桩-冻土接触面蠕变特性直接影响多年冻土区桩基础的承载、变形及长期稳定性，而现有的多年冻土桩基设计缺乏对时间效应的考虑。本项目以冻土-混凝土接触面蠕变特性为研究该类问题的落脚点。在现有接触面试验研究成果的基础上，以自主研制的大型流变剪切仪为试验平台，开展冻土-混凝土接触面的蠕变力学特性及影响因素的系统研究，探讨接触面的剪切蠕变规律，研究接触面非线性蠕变参数；依据蠕变曲线对接触面蠕变过程进行变形状态判定，建立蠕变位移量、时间与剪应力的函数关系，得到各变形状态阈值的确定方法；引入现象学理论，建立冻土-混凝土接触面蠕变现象学方程；结合接触面蠕变变形特征，定义接触面状态破坏特征值，确定接触面的长期强度准则，建立接触面长期强度预测模型。该研究成果将为多年冻土区桩基础的设计、长期承载力预测等提供理论依据。

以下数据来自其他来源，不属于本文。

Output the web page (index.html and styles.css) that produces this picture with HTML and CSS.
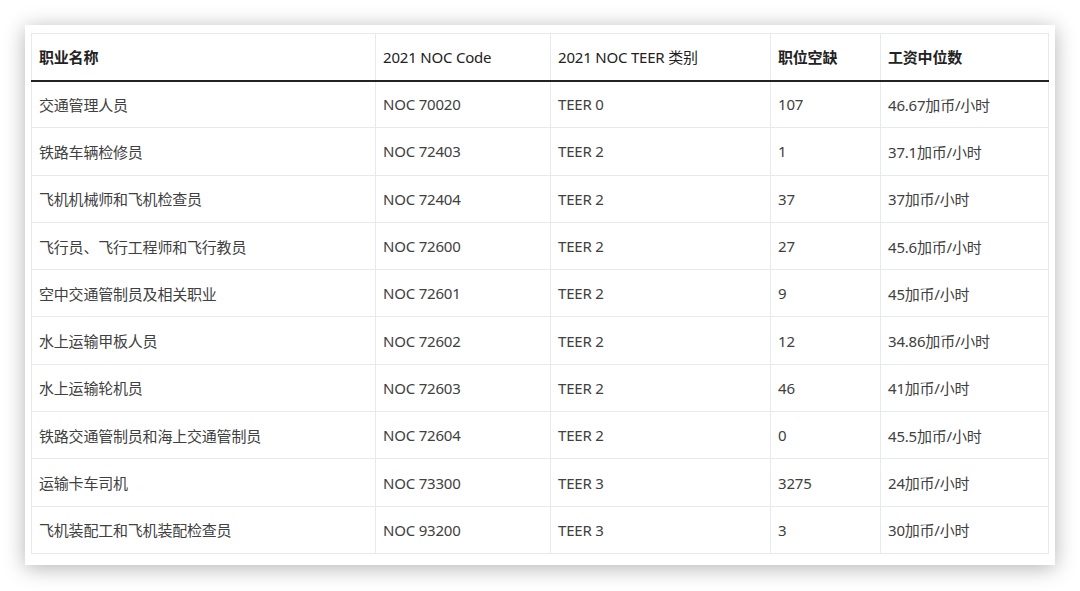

在青藏地区的铁路建设中，常采用“以桥代路”的形式来避免冻土地区的稳定状态受到破坏。冻土区桩基础的承载力主要由桩端阻力、桩侧冻结力组成，由于水和冰的存在，冻土表现出强烈的流变特性，因此，多年冻土区桩基在服役期荷载作用下也会产生流变效应，桩基承载性能会发生劣化，表现为长期荷载作用下桩-土相对位移逐渐增大，桩基础沉降加大。冻结力是导致冻土区桩基承载力远大于融土区桩基础的主要原因，在全球变暖及人类工程活动的双重作用下，为实现多年冻土区桩基础沉降变形的科学预测，保证桥梁桩基在服役期的安全运营，需重点研究桩-冻土接触面的蠕变特性。本项目采用自制的大型应力控制式剪切仪开展了冻结粉土-混凝土、冻结砂土-混凝土、冻结粉质黏土-混凝土接触面剪切蠕变试验，研究了接触面蠕变特性及影响因素，探究了接触面的剪切蠕变机理，建立了冻土-混凝土接触面现象学方程和长期强度预测模型，并结合弹塑性理论提出了考虑损伤变量的接触面蠕变函数形式。研究结果表明：冻土-混凝土接触面蠕变变形特性与温度、含冰量、混凝土粗糙度、土样类型、荷载水平及加载方式等有关。冻土-混凝土接触面蠕变变形特征与冻土蠕变变形特征相似，包括低应力条件下的衰减蠕变、稳定蠕变及高应力下的加速蠕变阶段。温度越高，接触面蠕变效应越显著。稳定蠕变速率受到干密度及含冰量的综合影响，存在最优含冰量时的最小稳定蠕变速率。随含冰量的增大试样黏性变形占比增大，蠕变效应越显著。Burgers黏弹性模型能较好地模拟高含冰量冻结砂土-混凝土接触面蠕变曲线。随着粗糙度的增大，剪切破坏类型由接触面滑移破坏向土体内部破坏发展，粗糙度越大试样衰减蠕变时间越长、稳定蠕变阶段越明显、蠕变稳定性越强，且稳定蠕变速率随粗糙度的增大而减小。提出的改进Nishihara模型能够较好的描述冻土-混凝土接触面蠕变全过程。本项目的研究成果对多年冻土区既有桩基的沉降控制和新建桩基的承载设计具有一定的指导意义。